Quando si parla di Fiat è sempre necessario ricordare alcune cose.
Primo: nel 2004-2005 Fiat era praticamente fallita e senza l’operazione Chrysler oggi sarebbe probabilmente solo un pezzo di storia italiana.
Secondo: l’operazione Chrysler è stata resa possibile dalla capacità negoziale e gestionale del management Fiat, ma anche dal fatto che Torino aveva le tecnologie eco sostenibili richieste dall’Amministrazione Obama.
Terzo: in questi anni Marchionne ha investito in Italia soprattutto per rifare Pomigliano dove si produce la Panda e l’ex Bertone di Grugliasco dove si producono le Maserati. Quindi Landini sbaglia quando dice che Fiat non ha investito in Italia, anche se è vero che il mitico piano Fabbrica Italia da 20 miliardi di investimenti è stato rallentato sia per la crisi del mercato europeo sia per completare l’acquisizione di Chrysler.
Oggi si apre un capitolo nuovo. Fiat-Chrysler sarà quotata entrò l’anno e avrà le risorse per nuovi investimenti, soprattutto per il rilancio delle Alfa Romeo che si costruiranno in Italia per tutto il mondo come ha confermato Marchionne da Detroit.
L’Italia diventerà sempre più una piattaforma per produrre ed esportare auto di qualità e rosicchiare quote di mercato nei segmenti a più alto valore aggiunto. Questa è la sfida che l’Italia deve saper raccogliere. Ed è tempo perso polemizzare su dove sarà quotata Fiat-Chrysler o dove avrà la sede legale.

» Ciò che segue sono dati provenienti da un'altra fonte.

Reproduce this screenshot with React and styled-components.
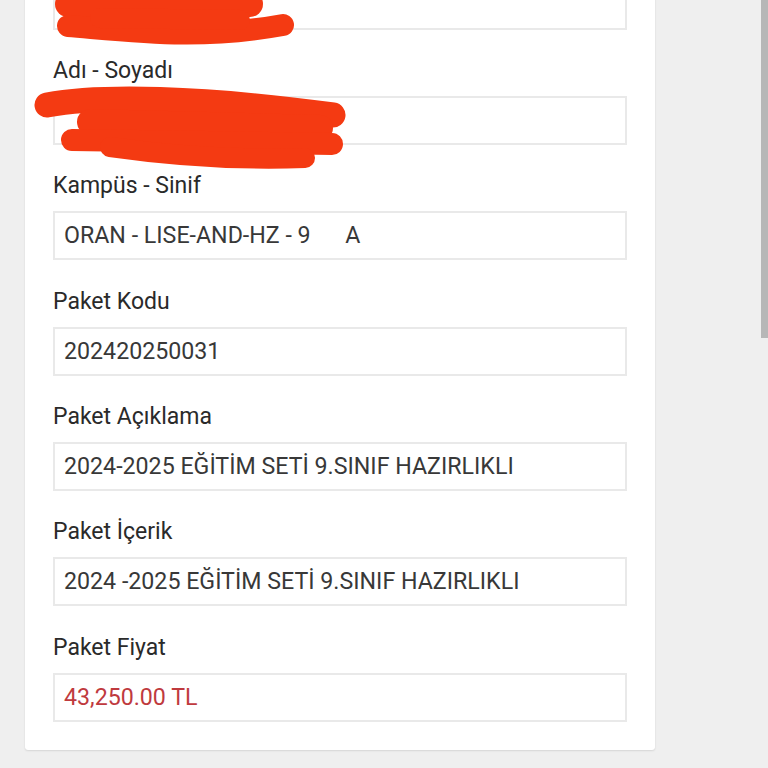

Una multinazionale deve fare queste scelte seguendo le convenienze finanziarie, legali e fiscali. La produzione invece è un’altra cosa. Noi italiani siamo stati e siamo ancora capaci di costruire auto di qualità che possano per di più fregiarsi del marchio Made in Italy.
È appena il caso di ricordare che Gran Bretagna e Spagna, senza un’impresa automobilistica a controllo nazionale, producono più auto di noi. Ci sono dunque tutte le condizioni perché noi, con una Fiat-Chrysler a controllo nazionale, riprendiamo a produrre più di loro.